Amino acids as copper corrosion inhibitors: A density functional theory approach

[Display omitted] •Cysteine (CYS), glutamic acid (GLA), glycine (GLY) and their derivative glutathione (GLT) as corrosion inhibitors for copper.•Experimental inhibition efficiency trends successfully predicted using DFT.•O, S and N-atoms of amino acids make chemical bond with Cu (1 1 1) surface atoms.•Electron density difference and PDOS plots confirmed the chemical nature of interaction. Density functional theory was employed to investigate the corrosion inhibition mechanisms of four amino acids, viz. glutamic acid, cysteine, glycine, and their derivative glutathione. Quantum chemical descriptors such as highest occupied molecular orbital (HOMO) energy, lowest unoccupied molecular orbital (LUMO) energy, and energy gap (ΔEgap) were calculated to establish the relationship between the descriptors and corrosion inhibition efficiency. Further, in order to understand the adsorption mechanisms of amino acids with the copper surface, detailed adsorption studies were performed on Cu (1 1 1), Cu (1 0 0) and Cu (1 1 0) surfaces. The computed quantum chemical descriptors and the adsorption energies successfully predict the experimental inhibition efficiency trends.

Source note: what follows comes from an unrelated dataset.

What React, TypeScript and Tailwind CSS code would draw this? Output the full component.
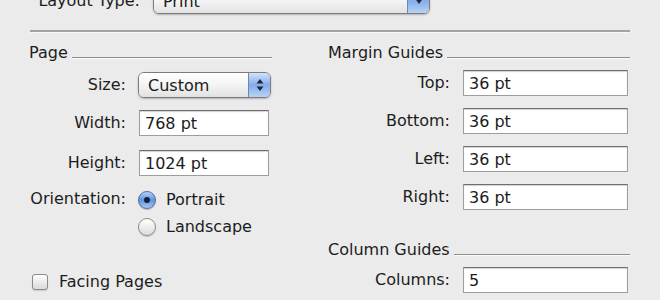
import React from "react";

const font = "font-['DejaVu_Sans',sans-serif]";

function Field({ value, w }: { value: string; w: string }) {
  return (
    <div
      className={`${w} h-[26px] bg-white border border-[#9d9d9d] border-t-[#6f6f6f] shadow-[inset_0_1px_1px_rgba(0,0,0,0.18)] flex items-center pl-[5px] pt-[2px] text-[16px] text-[#1c1c1c]`}
    >
      {value}
    </div>
  );
}

function UpDown() {
  return (
    <svg width="8" height="14" viewBox="0 0 8 14">
      <path d="M4 1 L7.5 5.5 L0.5 5.5 Z" fill="#1b2741" />
      <path d="M4 13 L7.5 8.5 L0.5 8.5 Z" fill="#1b2741" />
    </svg>
  );
}

function Down() {
  return (
    <svg width="8" height="8" viewBox="0 0 8 8">
      <path d="M4 7 L7.5 2 L0.5 2 Z" fill="#1b2741" />
    </svg>
  );
}

function Popup({ label, w, single }: { label: string; w: string; single?: boolean }) {
  return (
    <div
      className={`${w} h-[26px] rounded-[6px] border border-[#7c7c7c] shadow-[0_1px_2px_rgba(0,0,0,0.25)] flex overflow-hidden`}
    >
      <div className="flex-1 bg-gradient-to-b from-[#ffffff] via-[#f4f4f4] to-[#e2e2e2] flex items-center pl-[9px] pt-[1px] text-[16px] text-[#1a1a1a]">
        {label}
      </div>
      <div className="w-[22px] border-l border-[#6d87b3] bg-gradient-to-b from-[#d2e2f7] via-[#84acea] to-[#b9d3f4] flex items-center justify-center">
        {single ? <Down /> : <UpDown />}
      </div>
    </div>
  );
}

function Heading({ text }: { text: string }) {
  return (
    <div className="flex items-end h-[19px] leading-[19px]">
      <span className="text-[16px] text-[#1c1c1c] whitespace-nowrap">{text}</span>
      <div className="flex-1 h-px bg-[#8e8e8e] mb-[4px] ml-[4px] shadow-[0_1px_0_#fafafa]" />
    </div>
  );
}

function Row({ label, labelW, gap, children }: { label: string; labelW: string; gap: string; children: React.ReactNode }) {
  return (
    <div className={`flex items-center ${gap}`}>
      <div className={`${labelW} text-right text-[16px] text-[#1c1c1c] leading-[19px] mt-[-2px]`}>{label}</div>
      {children}
    </div>
  );
}

function Radio({ on }: { on?: boolean }) {
  return on ? (
    <div className="w-[18px] h-[18px] rounded-full border border-[#4c6fa8] bg-gradient-to-b from-[#b9d2f3] via-[#5d93de] to-[#a8caf3] shadow-[0_1px_1px_rgba(0,0,0,0.25)] flex items-center justify-center">
      <div className="w-[6px] h-[6px] rounded-full bg-[#15203a]" />
    </div>
  ) : (
    <div className="w-[18px] h-[18px] rounded-full border border-[#8c8c8c] bg-gradient-to-b from-[#ffffff] to-[#dcdcdc] shadow-[0_1px_1px_rgba(0,0,0,0.2)]" />
  );
}

export default function App() {
  return (
    <div className={`w-[660px] h-[300px] overflow-hidden bg-[#ebebeb] ${font} text-[#1c1c1c]`}>
      {/* Top row, cut off */}
      <div className="flex items-center mt-[-12px] h-[26px]">
        <div className="w-[140px] text-right text-[16px] leading-[19px] mt-[-2px]">Layout Type:</div>
        <div className="ml-[13px]">
          <Popup label="Print" w="w-[277px]" single />
        </div>
      </div>
      {/* separator */}
      <div className="ml-[30px] w-[600px] h-[2px] bg-[#a3a3a3] mt-[16px] shadow-[0_1px_0_#f7f7f7]" />

      <div className="flex">
        {/* Left column */}
        <div className="ml-[29px] w-[243px] flex flex-col">
          <div className="mt-[11px]">
            <Heading text="Page" />
          </div>
          <div className="mt-[10px]">
            <Row label="Size:" labelW="w-[97px]" gap="gap-[12px]">
              <Popup label="Custom" w="w-[133px]" />
            </Row>
          </div>
          <div className="mt-[12px]">
            <Row label="Width:" labelW="w-[97px]" gap="gap-[13px]">
              <Field value="768 pt" w="w-[130px]" />
            </Row>
          </div>
          <div className="mt-[14px]">
            <Row label="Height:" labelW="w-[97px]" gap="gap-[13px]">
              <Field value="1024 pt" w="w-[130px]" />
            </Row>
          </div>
          <div className="mt-[14px] flex gap-[12px]">
            <div className="w-[97px] text-right text-[16px] leading-[19px] mt-[-1px]">Orientation:</div>
            <div className="flex flex-col gap-[8px]">
              <div className="flex items-center gap-[10px] text-[16px] leading-[19px]">
                <Radio on />
                <span>Portrait</span>
              </div>
              <div className="flex items-center gap-[10px] text-[16px] leading-[19px]">
                <Radio />
                <span>Landscape</span>
              </div>
            </div>
          </div>
          <div className="mt-[37px] ml-[3px] flex items-center gap-[11px] text-[16px] leading-[19px]">
            <div className="w-[16px] h-[16px] rounded-[3px] border border-[#8a8a8a] bg-gradient-to-b from-[#ffffff] to-[#dadada] shadow-[0_1px_1px_rgba(0,0,0,0.15)]" />
            <span className="mt-[-1px]">Facing Pages</span>
          </div>
        </div>

        {/* Right column */}
        <div className="ml-[56px] w-[302px] flex flex-col">
          <div className="mt-[11px]">
            <Heading text="Margin Guides" />
          </div>
          <div className="mt-[8px] flex flex-col gap-[12px]">
            <Row label="Top:" labelW="w-[122px]" gap="gap-[13px]">
              <Field value="36 pt" w="w-[165px]" />
            </Row>
            <Row label="Bottom:" labelW="w-[122px]" gap="gap-[13px]">
              <Field value="36 pt" w="w-[165px]" />
            </Row>
            <Row label="Left:" labelW="w-[122px]" gap="gap-[13px]">
              <Field value="36 pt" w="w-[165px]" />
            </Row>
            <Row label="Right:" labelW="w-[122px]" gap="gap-[13px]">
              <Field value="36 pt" w="w-[165px]" />
            </Row>
          </div>
          <div className="mt-[30px]">
            <Heading text="Column Guides" />
          </div>
          <div className="mt-[8px]">
            <Row label="Columns:" labelW="w-[122px]" gap="gap-[13px]">
              <Field value="5" w="w-[165px]" />
            </Row>
          </div>
        </div>
      </div>
    </div>
  );
}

The optimized structures show formation of chemical bonds between the O, S, and N-atoms of the molecules and Cu (1 1 1) surface, confirmed by electron density difference and projected density of states plots Besides, the trends in computed adsorption energy were found to be unaffected by surface coverage studied by adsorbing multiple molecules (1–3) on Cu (1 1 1) surface.